To facilitate exploring the tree structure, ggtree supports rotating selected clade by 180 degree using the rotate function (Figure 6.6B). Position of immediate descendant clades of internal node can be exchanged via flip function (Figure 6.6C).

p1 <- p + geom_point2(aes(subset=node==16), color='darkgreen', size=5)
p2 <- rotate(p1, 17) %>% rotate(21)
flip(p2, 17, 21)
Exploring tree structure. A clade (indicated by darkgreen circle) in a tree (A) can be rotated by 180° (B) and the positions of its immediate descedant clades (colored by blue and red) can be exchanged (C).
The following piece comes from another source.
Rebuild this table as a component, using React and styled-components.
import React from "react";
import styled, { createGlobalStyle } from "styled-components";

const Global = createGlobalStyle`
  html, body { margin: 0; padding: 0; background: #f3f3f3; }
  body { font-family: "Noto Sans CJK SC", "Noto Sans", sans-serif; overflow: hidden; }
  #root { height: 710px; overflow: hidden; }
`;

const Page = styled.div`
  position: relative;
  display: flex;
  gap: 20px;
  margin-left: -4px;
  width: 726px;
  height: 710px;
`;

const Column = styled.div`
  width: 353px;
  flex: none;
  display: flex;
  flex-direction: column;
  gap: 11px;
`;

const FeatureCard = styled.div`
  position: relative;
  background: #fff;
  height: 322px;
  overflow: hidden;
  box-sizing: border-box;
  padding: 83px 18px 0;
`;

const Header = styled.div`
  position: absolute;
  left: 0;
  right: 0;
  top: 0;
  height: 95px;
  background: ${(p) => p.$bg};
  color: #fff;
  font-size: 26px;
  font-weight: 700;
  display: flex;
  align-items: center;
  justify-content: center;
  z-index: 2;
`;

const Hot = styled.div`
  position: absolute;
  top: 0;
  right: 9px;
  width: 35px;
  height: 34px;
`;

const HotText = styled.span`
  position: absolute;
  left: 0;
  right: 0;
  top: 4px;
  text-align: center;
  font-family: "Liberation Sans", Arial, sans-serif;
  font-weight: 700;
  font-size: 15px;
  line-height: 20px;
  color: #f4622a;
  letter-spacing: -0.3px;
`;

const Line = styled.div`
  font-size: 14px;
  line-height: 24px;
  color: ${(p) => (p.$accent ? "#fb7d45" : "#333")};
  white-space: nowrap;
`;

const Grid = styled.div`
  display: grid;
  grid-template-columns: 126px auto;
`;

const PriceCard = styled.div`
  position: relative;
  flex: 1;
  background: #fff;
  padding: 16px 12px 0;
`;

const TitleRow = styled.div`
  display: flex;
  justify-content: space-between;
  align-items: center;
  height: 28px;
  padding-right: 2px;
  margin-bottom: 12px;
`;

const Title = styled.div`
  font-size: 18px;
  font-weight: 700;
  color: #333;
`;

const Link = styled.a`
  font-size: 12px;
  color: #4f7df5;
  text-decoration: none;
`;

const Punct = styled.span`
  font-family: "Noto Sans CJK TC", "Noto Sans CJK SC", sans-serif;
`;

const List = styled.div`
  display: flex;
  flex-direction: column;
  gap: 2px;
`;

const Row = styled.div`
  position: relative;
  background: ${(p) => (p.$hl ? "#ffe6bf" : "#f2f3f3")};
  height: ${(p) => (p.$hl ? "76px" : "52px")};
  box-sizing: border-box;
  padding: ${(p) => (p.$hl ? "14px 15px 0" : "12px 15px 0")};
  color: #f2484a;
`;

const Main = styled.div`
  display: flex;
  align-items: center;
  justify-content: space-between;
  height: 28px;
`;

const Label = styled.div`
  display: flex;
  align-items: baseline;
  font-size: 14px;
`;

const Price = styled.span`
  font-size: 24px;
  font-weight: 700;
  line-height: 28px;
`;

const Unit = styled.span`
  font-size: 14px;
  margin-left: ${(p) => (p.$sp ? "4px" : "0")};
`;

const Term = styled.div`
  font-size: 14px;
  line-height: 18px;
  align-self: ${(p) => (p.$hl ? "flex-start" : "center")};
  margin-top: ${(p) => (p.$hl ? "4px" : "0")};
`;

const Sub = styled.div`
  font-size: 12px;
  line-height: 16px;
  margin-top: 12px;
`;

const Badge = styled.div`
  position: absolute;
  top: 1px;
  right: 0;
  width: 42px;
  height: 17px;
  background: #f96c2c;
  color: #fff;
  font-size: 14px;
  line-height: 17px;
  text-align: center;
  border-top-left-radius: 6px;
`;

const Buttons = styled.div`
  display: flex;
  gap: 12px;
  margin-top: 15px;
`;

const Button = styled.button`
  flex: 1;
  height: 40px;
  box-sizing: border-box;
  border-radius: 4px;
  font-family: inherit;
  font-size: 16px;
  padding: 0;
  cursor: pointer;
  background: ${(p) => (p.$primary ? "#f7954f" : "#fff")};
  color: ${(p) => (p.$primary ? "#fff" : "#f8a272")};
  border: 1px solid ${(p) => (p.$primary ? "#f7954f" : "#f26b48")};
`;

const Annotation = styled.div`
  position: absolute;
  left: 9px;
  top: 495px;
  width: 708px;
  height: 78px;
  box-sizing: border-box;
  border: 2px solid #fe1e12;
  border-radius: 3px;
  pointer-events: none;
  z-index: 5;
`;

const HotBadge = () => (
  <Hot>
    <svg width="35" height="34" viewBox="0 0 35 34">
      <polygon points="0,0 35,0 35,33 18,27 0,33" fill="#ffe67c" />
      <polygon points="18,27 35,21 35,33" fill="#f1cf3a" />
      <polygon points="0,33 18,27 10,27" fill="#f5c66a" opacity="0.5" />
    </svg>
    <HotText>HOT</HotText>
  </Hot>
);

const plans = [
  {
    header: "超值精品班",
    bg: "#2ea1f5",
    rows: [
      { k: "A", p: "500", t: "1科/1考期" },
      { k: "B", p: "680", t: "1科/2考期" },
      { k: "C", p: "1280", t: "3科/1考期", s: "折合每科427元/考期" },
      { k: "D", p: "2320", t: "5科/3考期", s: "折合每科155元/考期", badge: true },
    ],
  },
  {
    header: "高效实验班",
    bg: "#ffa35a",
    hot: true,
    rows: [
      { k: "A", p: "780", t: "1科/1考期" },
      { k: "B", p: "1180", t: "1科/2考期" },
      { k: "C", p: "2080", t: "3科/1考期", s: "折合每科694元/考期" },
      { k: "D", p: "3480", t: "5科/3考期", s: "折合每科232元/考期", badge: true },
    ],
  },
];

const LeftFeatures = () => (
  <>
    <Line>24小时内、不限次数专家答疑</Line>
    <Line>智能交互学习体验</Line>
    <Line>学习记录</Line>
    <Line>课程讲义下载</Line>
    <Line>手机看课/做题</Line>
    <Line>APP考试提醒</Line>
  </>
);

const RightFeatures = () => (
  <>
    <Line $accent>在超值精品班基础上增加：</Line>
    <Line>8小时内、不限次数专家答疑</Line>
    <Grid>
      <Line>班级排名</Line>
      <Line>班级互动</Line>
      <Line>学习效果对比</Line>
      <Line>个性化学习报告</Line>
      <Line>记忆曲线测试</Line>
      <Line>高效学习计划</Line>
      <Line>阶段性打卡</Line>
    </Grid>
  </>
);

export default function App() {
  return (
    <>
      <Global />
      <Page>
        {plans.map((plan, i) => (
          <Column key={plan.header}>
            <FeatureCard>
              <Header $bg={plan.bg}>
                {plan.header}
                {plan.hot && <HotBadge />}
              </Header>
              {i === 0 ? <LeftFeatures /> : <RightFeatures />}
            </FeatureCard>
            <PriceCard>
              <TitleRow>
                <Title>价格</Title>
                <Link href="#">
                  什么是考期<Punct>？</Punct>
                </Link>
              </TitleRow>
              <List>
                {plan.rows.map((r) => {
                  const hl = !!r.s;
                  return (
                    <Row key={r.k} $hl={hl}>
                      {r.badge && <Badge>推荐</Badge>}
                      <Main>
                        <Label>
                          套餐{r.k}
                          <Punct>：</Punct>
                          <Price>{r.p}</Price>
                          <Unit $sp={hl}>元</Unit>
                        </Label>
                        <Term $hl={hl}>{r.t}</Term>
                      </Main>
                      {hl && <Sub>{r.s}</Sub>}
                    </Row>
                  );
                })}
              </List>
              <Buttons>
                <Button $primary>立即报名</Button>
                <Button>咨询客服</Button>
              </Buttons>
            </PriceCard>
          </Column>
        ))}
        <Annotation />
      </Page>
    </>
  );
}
Figure 6.6: Exploring tree structure. A clade (indicated by darkgreen circle) in a tree (A) can be rotated by 180° (B) and the positions of its immediate descedant clades (colored by blue and red) can be exchanged (C).

Most of the tree manipulation functions are working on clades, while ggtree also provides functions to manipulate a tree, including open_tree to transform a tree in either rectangular or circular layout to fan layout, and rotate_tree function to rotate a tree for specific angle in both circular or fan layouts, as demonstrated in Figure 6.7 and 6.8.
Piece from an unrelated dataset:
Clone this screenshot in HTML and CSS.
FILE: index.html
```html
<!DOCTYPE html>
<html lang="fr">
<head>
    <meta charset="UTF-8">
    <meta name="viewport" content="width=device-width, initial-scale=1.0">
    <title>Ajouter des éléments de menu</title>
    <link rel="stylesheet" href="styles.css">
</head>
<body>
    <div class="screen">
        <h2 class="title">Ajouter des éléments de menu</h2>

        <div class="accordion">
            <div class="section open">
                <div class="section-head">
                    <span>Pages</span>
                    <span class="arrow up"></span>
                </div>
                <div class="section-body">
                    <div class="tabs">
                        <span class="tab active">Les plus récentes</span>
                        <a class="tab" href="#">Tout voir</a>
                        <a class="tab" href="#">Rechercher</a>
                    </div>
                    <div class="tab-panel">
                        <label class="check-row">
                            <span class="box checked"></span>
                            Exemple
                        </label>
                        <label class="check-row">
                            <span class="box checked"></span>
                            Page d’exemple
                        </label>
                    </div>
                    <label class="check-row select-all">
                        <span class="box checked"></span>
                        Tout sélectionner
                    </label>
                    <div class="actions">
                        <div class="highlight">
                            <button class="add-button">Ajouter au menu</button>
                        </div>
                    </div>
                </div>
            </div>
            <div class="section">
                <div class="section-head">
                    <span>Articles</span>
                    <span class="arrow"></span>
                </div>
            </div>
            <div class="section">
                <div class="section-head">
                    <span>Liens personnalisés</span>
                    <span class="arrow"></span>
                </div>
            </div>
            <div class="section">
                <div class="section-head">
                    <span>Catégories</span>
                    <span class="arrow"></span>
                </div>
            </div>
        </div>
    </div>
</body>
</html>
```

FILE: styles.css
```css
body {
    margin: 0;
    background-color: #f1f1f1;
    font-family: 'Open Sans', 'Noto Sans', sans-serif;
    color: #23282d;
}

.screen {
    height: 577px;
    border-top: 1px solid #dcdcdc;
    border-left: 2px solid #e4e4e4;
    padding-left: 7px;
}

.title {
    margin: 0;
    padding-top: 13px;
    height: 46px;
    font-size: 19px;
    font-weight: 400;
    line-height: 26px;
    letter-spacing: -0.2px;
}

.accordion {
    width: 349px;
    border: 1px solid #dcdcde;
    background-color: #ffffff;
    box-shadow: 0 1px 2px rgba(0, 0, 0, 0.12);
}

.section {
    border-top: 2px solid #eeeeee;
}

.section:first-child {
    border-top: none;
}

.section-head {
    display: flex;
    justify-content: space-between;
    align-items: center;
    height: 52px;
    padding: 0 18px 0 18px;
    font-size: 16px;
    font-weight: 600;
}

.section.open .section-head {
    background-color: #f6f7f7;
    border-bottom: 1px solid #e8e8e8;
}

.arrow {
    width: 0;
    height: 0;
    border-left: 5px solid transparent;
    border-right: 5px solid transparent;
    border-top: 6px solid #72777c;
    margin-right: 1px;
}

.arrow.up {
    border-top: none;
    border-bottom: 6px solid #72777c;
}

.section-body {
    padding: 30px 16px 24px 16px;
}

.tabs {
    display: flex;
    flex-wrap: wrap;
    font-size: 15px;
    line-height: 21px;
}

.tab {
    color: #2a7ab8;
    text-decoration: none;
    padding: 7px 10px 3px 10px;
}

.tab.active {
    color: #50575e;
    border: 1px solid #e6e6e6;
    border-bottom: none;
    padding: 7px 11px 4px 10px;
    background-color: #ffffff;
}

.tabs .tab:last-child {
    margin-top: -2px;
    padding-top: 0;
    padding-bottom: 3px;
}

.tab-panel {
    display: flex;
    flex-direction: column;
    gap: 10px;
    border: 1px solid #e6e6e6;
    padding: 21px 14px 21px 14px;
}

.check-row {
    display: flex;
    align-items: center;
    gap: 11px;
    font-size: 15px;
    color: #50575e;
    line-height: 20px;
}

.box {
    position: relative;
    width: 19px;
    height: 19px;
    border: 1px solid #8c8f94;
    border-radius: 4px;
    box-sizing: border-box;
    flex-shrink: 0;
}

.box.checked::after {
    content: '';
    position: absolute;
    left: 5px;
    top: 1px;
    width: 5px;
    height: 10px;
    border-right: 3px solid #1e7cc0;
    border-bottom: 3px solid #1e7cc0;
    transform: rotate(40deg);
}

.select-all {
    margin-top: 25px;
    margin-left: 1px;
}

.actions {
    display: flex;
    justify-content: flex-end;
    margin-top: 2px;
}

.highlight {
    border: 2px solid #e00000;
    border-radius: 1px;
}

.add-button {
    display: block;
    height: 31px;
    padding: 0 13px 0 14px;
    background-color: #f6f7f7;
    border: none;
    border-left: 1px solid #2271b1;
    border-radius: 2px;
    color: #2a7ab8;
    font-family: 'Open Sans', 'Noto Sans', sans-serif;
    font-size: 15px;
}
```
p3 <- open_tree(p, 180) + geom_tiplab()
print(p3)
Transforming a tree to fan layout. A tree can be transformed to fan layout by open_tree with specific angle parameter.

Figure 6.7: Transforming a tree to fan layout. A tree can be transformed to fan layout by open_tree with specific angle parameter.

rotate_tree(p3, 180)
Rotating tree. A circular/fan layout tree can be rotated by any specific angle.

Figure 6.8: Rotating tree. A circular/fan layout tree can be rotated by any specific angle.

The following example traverse all the internal nodes and rotate them one by one (Figure 6.9).

set.seed(2016-05-29)
x <- rtree(50)
p <- ggtree(x) + geom_tiplab()
for (n in reorder(x, 'postorder')$edge[,1] %>% unique) {
    p <- rotate(p, n)
    print(p + geom_point2(aes(subset=(node == n)), color='red'))
}
Traverse and rotate all clades.

Figure 6.9: Traverse and rotate all clades.

set.seed(123)
tr <- rtree(50)
p <- ggtree(tr, layout='circular') + geom_tiplab()

for (angle in seq(0, 270, 10)) {
    print(open_tree(p, angle=angle) + ggtitle(paste("open angle:", angle)))
}

Figure 6.10 demonstrates the usage of open_tree with different open angles.

Open tree with different angles.

Figure 6.10: Open tree with different angles.

Figure 6.11 illustrates rotating tree with different angles.

for (angle in seq(0, 270, 10)) {
    print(rotate_tree(p, angle) + ggtitle(paste("rotate angle:", angle)))
}
Rotate tree with different angles.

Figure 6.11: Rotate tree with different angles.

Interactive tree manipulation is also possible via identify methods13.

6.6 Summary

The ggtree provides a set of functions to allow visually manipulating phylogenetic tree and exploring tree structure with associated data.